If an employer requires an exempt employee to work less than a full workweek, the employer must pay the employee’s full salary even if: (1) the employer does not have a bona-fide benefits plan; (2) the employee has no accrued benefits in the leave bank; (3) the employee has limited accrued leave benefits, and reducing that accrued leave will result in a negative balance; and (4) the employee already has a negative balance in the accrued leave bank. The WHD referred the employer to previous opinion letters dated October 24, 2005; May 27, 1999; February 18, 1999; May 23, 1996; and April 6, 1995.

The employer also asked whether it could schedule the exempt employee for less than forty hours and reduce the employee’s pay if the employee’s accrued PTO is exhausted. The employer would require the employee to be away from work one day a week and only pay the employee for four days.

The WHD concluded that this practice would violate the salary basis requirement in 29 C.F.R. § 541.602(a) because the employee would not be paid on a fixed and guaranteed weekly salary basis without regard to the quantity of work performed.

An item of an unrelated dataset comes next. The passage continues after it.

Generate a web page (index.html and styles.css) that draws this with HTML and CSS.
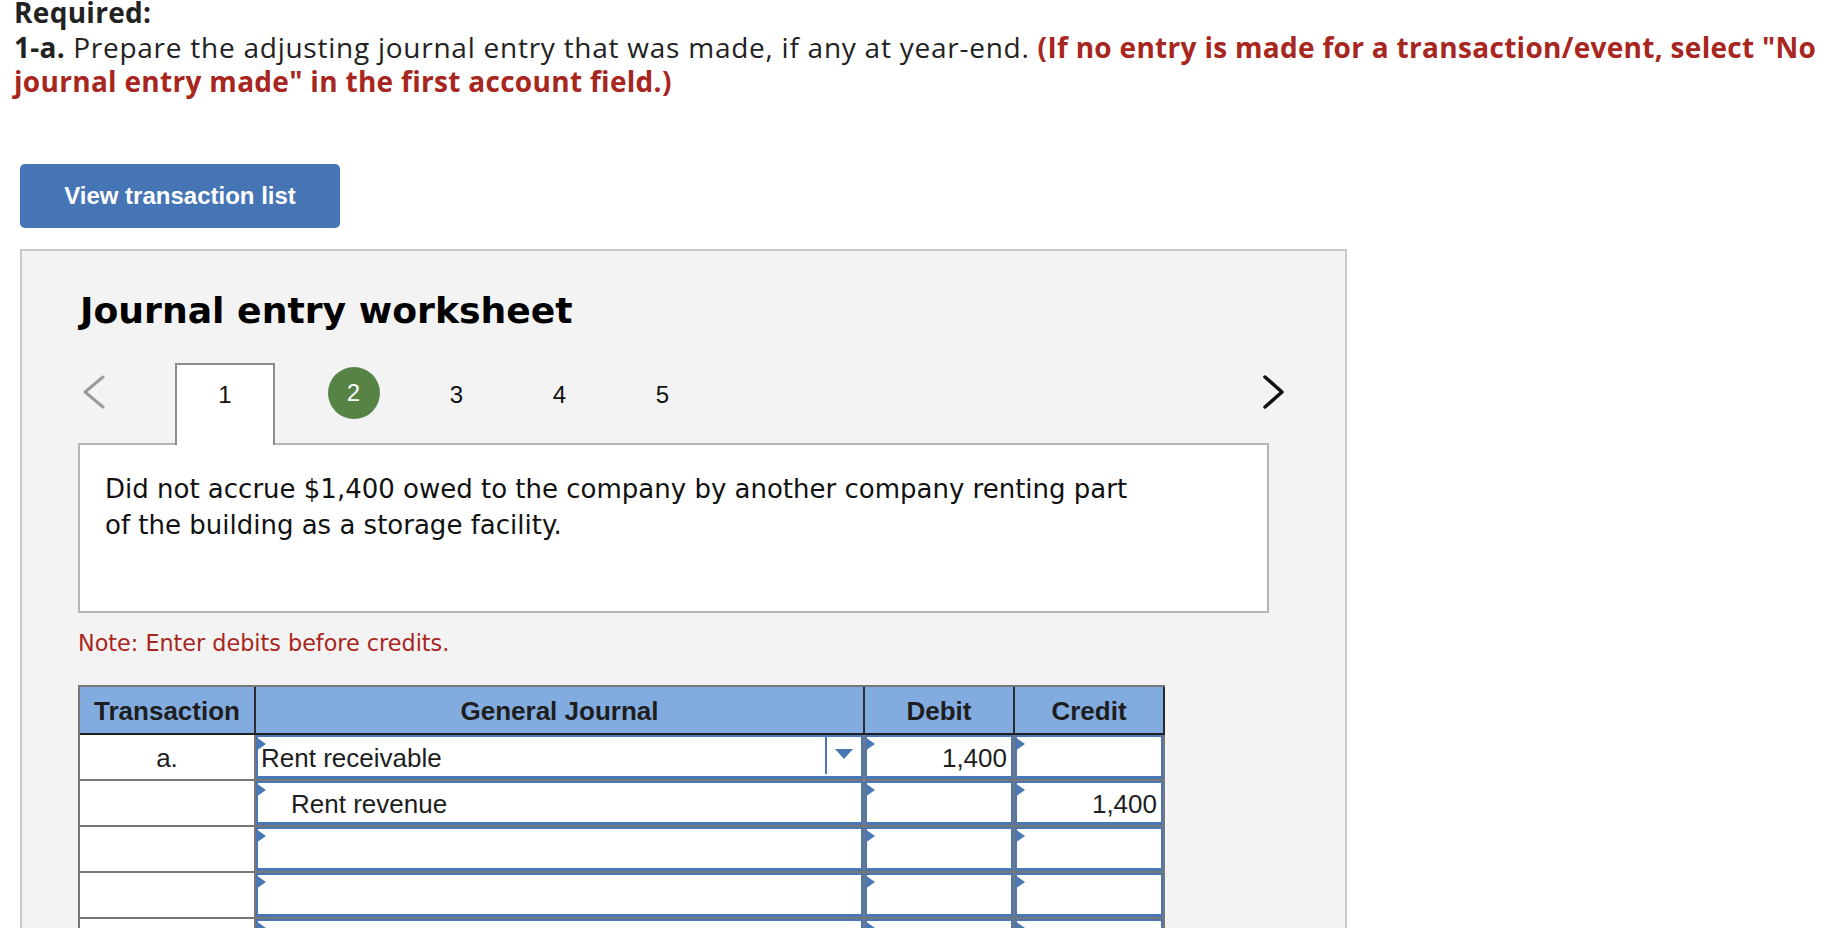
FILE: index.html
```html
<!DOCTYPE html>
<html lang="en">
<head>
<meta charset="utf-8">
<title>Journal entry worksheet</title>
<link rel="stylesheet" href="styles.css">
</head>
<body>
<div class="intro">
  <p class="req">Required:</p>
  <p class="task"><b>1-a.</b> Prepare the adjusting journal entry that was made, if any at year-end. <span class="red">(If no entry is made for a transaction/event, select "No<br>journal entry made" in the first account field.)</span></p>
</div>

<button class="view-btn" type="button">View transaction list</button>

<section class="panel">
  <h2 class="ws-title">Journal entry worksheet</h2>

  <div class="tabs">
    <svg class="chev chev-left" width="30" height="34" viewBox="0 0 30 34"><path d="M21 2 L3 17 L21 32" fill="none" stroke="#9b9b9b" stroke-width="3" stroke-linecap="round" stroke-linejoin="round"/></svg>
    <div class="tab tab-active">1</div>
    <div class="tab tab-first tab-done"><span class="done-dot">2</span></div>
    <div class="tab">3</div>
    <div class="tab">4</div>
    <div class="tab">5</div>
    <span class="tabs-spacer"></span>
    <svg class="chev chev-right" width="30" height="34" viewBox="0 0 30 34"><path d="M5 2 L22 17 L5 32" fill="none" stroke="#111" stroke-width="3.5" stroke-linecap="round" stroke-linejoin="round"/></svg>
  </div>

  <div class="desc">Did not accrue $1,400 owed to the company by another company renting part<br>of the building as a storage facility.</div>

  <p class="note">Note: Enter debits before credits.</p>

  <div class="journal">
    <div class="jh">Transaction</div>
    <div class="jh">General Journal</div>
    <div class="jh">Debit</div>
    <div class="jh">Credit</div>

    <div class="jc jt">a.</div>
    <div class="jc"><div class="inp inp-acct"><span class="acct">Rent receivable</span><span class="dd"><span class="dd-arrow"></span></span></div></div>
    <div class="jc"><div class="inp inp-num">1,400</div></div>
    <div class="jc"><div class="inp inp-num"></div></div>

    <div class="jc jt"></div>
    <div class="jc"><div class="inp inp-acct"><span class="acct acct-credit">Rent revenue</span></div></div>
    <div class="jc"><div class="inp inp-num"></div></div>
    <div class="jc"><div class="inp inp-num">1,400</div></div>

    <div class="jc jt"></div>
    <div class="jc"><div class="inp inp-acct"></div></div>
    <div class="jc"><div class="inp inp-num"></div></div>
    <div class="jc"><div class="inp inp-num"></div></div>

    <div class="jc jt"></div>
    <div class="jc"><div class="inp inp-acct"></div></div>
    <div class="jc"><div class="inp inp-num"></div></div>
    <div class="jc"><div class="inp inp-num"></div></div>

    <div class="jc jt"></div>
    <div class="jc"><div class="inp inp-acct"></div></div>
    <div class="jc"><div class="inp inp-num"></div></div>
    <div class="jc"><div class="inp inp-num"></div></div>

    <div class="jc jt"></div>
    <div class="jc"><div class="inp inp-acct"></div></div>
    <div class="jc"><div class="inp inp-num"></div></div>
    <div class="jc"><div class="inp inp-num"></div></div>
  </div>
</section>
</body>
</html>
```

FILE: styles.css
```css
html, body {
  margin: 0;
  padding: 0;
  height: 100%;
  overflow: hidden;
  background: #ffffff;
}

.intro {
  padding: 0 14px;
  font-family: "Open Sans", Lato, sans-serif;
  font-size: 28px;
  line-height: 34px;
  letter-spacing: 0.75px;
  color: #222222;
}

.intro p {
  margin: 0;
}

.req {
  font-weight: 700;
  line-height: 25px;
  letter-spacing: 0.3px;
}

.task {
  padding-top: 5px;
}

.task b {
  font-weight: 700;
  letter-spacing: 0.3px;
}

.red {
  color: #a82620;
  font-weight: 700;
  letter-spacing: 0.3px;
}

.view-btn {
  display: block;
  width: 320px;
  height: 64px;
  margin: 66px 0 0 20px;
  padding: 0;
  border: none;
  border-radius: 5px;
  background: #4675b5;
  color: #ffffff;
  font-family: "Liberation Sans", Arial, sans-serif;
  font-weight: 700;
  font-size: 24px;
}

.panel {
  box-sizing: border-box;
  width: 1327px;
  min-height: 900px;
  margin: 21px 0 0 20px;
  padding: 38px 0 40px 56px;
  border: 2px solid #c9c9c9;
  background: #f3f3f3;
}

.ws-title {
  margin: 0;
  padding-left: 2px;
  font-family: "DejaVu Sans", Verdana, sans-serif;
  font-weight: 700;
  font-size: 36.2px;
  line-height: 44px;
  color: #000000;
}

.tabs {
  position: relative;
  z-index: 1;
  display: flex;
  align-items: flex-start;
  width: 1212px;
  height: 80px;
  margin-top: 30px;
  font-family: "Liberation Sans", Arial, sans-serif;
  font-size: 24px;
  color: #111111;
}

.chev {
  flex: none;
  margin-top: 12px;
}

.chev-left {
  margin-left: 4px;
  margin-right: 63px;
}

.tab {
  flex: none;
  box-sizing: border-box;
  width: 103px;
  height: 60px;
  padding-top: 2px;
  line-height: 60px;
  text-align: center;
}

.tab-active {
  width: 100px;
  height: 82px;
  padding-top: 0;
  border: 2px solid #8c8c8c;
  border-bottom: none;
  background: #ffffff;
}

.tab-first {
  margin-left: 27px;
}

.tab-done {
  display: flex;
  justify-content: center;
  align-items: flex-start;
  padding-top: 4px;
}

.done-dot {
  display: flex;
  align-items: center;
  justify-content: center;
  width: 52px;
  height: 52px;
  border-radius: 50%;
  background: #578446;
  color: #ffffff;
  line-height: 52px;
}

.tabs-spacer {
  flex: 1;
}

.desc {
  box-sizing: border-box;
  width: 1191px;
  height: 170px;
  padding: 26px 25px;
  border: 2px solid #b5b5b5;
  background: #ffffff;
  font-family: "DejaVu Sans", Verdana, sans-serif;
  font-size: 26px;
  line-height: 36px;
  color: #111111;
}

.note {
  margin: 17px 0 0;
  font-family: "DejaVu Sans", Verdana, sans-serif;
  font-size: 22.3px;
  line-height: 26px;
  color: #a82620;
}

.journal {
  box-sizing: border-box;
  display: grid;
  grid-template-columns: 176px 609px 150px 150px;
  width: 1087px;
  margin-top: 29px;
  border-left: 2px solid #777777;
  border-top: 2px solid #777777;
  font-family: "Liberation Sans", Arial, sans-serif;
  font-size: 26px;
  color: #1e1e1e;
}

.jh {
  box-sizing: border-box;
  height: 48px;
  padding-top: 2px;
  line-height: 44px;
  text-align: center;
  font-weight: 700;
  background: #82ace0;
  border-right: 2px solid #2a2a2a;
  border-bottom: 2px solid #1f1f1f;
}

.jc {
  box-sizing: border-box;
  height: 46px;
  background: #ffffff;
  border-right: 2px solid #777777;
  border-bottom: 2px solid #777777;
}

.jt {
  padding-top: 5px;
  line-height: 36px;
  text-align: center;
}

.inp {
  position: relative;
  box-sizing: border-box;
  display: flex;
  height: 44px;
  padding: 3px 4px 0 3px;
  border: 2px solid #4a78b4;
  border-bottom-width: 3px;
  line-height: 36px;
  background: #ffffff;
}

.inp::before {
  content: "";
  position: absolute;
  left: -2px;
  top: 0;
  width: 0;
  height: 0;
  border-left: 10px solid #4a78b4;
  border-top: 7px solid transparent;
  border-bottom: 7px solid transparent;
}

.inp-acct {
  padding-right: 0;
}

.inp-num {
  justify-content: flex-end;
}

.acct {
  flex: 1;
  white-space: nowrap;
}

.acct-credit {
  padding-left: 30px;
}

.dd {
  flex: none;
  box-sizing: border-box;
  display: flex;
  justify-content: center;
  align-items: flex-start;
  width: 36px;
  height: 37px;
  margin-top: -3px;
  padding-top: 12px;
  border-left: 2px solid #4a78b4;
}

.dd-arrow {
  width: 0;
  height: 0;
  border-top: 10px solid #4a78b4;
  border-left: 9px solid transparent;
  border-right: 9px solid transparent;
}
```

The WHD also concluded that a WHD opinion letter dated November 13, 1970, which the employer relied upon for support, is distinguishable from the employer’s proposal. In the 1970 letter, the employer proposed a permanent change from 52 five-day workweeks to 47 five-day workweeks and 5 four-day workweeks. The WHD found that the 1970 proposal did not circumvent the salary basis requirement because that employer paid the employees a bona fide reduction of one-fifth their salaries for a fixed schedule of five annually recurring four-day workweeks. In contrast, the WHD found that the plan proposed here was not part of a fixed schedule; instead, it made salary deductions based on day-to-day or week-to-week determinations of the operating requirements of the business. Because such determinations are inconsistent with the salary basis requirement, the WHD concluded that the employer’s proposed plan violated 29 C.F.R. § 541.602(a).